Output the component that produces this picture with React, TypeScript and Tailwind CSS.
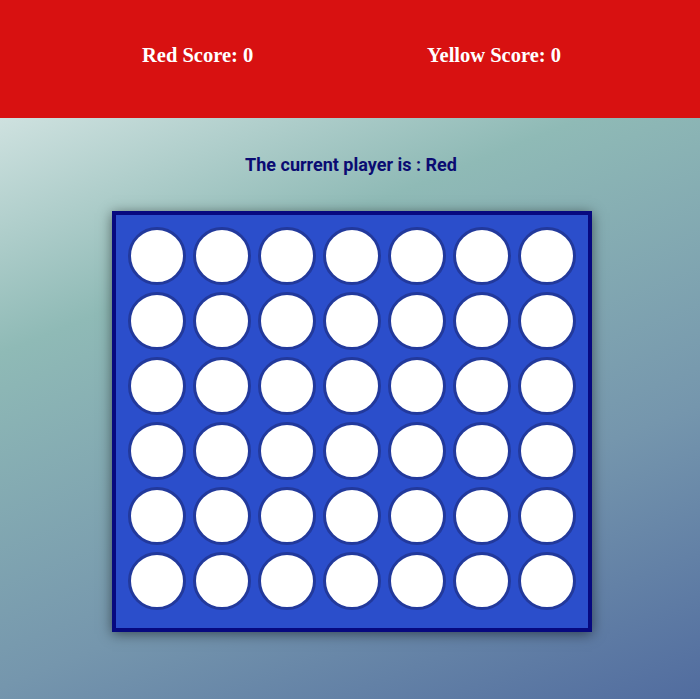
import React from "react";

const ROWS = 6;
const COLS = 7;

export default function App() {
  return (
    <div className="min-h-[699px] w-full bg-[linear-gradient(158deg,#eef5f4_0%,#8fbab6_36%,#7596ad_70%,#516c9f_100%)]">
      <header className="h-[118px] bg-[#d81111] flex items-center pb-[8px]">
        <div className="ml-[142px] w-[419px] flex justify-between text-white font-bold text-[20.5px] font-['Liberation_Serif',serif]">
          <span>Red Score: 0</span>
          <span>Yellow Score: 0</span>
        </div>
      </header>
      <h2 className="mt-[35px] pl-[2px] text-center text-[18px] leading-[24px] font-bold text-[#0b0b72] font-['Roboto',sans-serif]">
        The current player is : Red
      </h2>
      <div className="mt-[34px] ml-[112px] w-[480px] h-[421px] border-4 border-[#07097f] bg-[#2b4ecb] shadow-[0_2px_12px_rgba(0,0,0,0.5)] px-[12px] pt-[12px] flex flex-col gap-[7px]">
        {Array.from({ length: ROWS }).map((_, r) => (
          <div key={r} className="flex gap-[7px]">
            {Array.from({ length: COLS }).map((_, c) => (
              <div
                key={c}
                className="w-[58px] h-[58px] rounded-full bg-white border-[3px] border-[#22399c]"
              />
            ))}
          </div>
        ))}
      </div>
    </div>
  );
}
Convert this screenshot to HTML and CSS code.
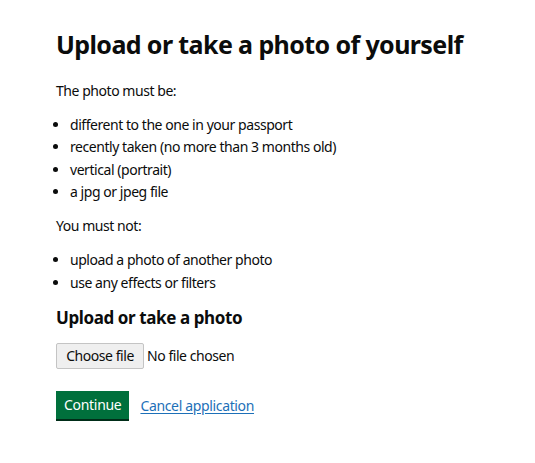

-- TASK TO COMPLETE --
From the data above, copy each line where the string "this" appears.

-- RESPONSE BELOW --
Output the component that produces this picture with React, TypeScript and Tailwind CSS.
Convert this screenshot to HTML and CSS code.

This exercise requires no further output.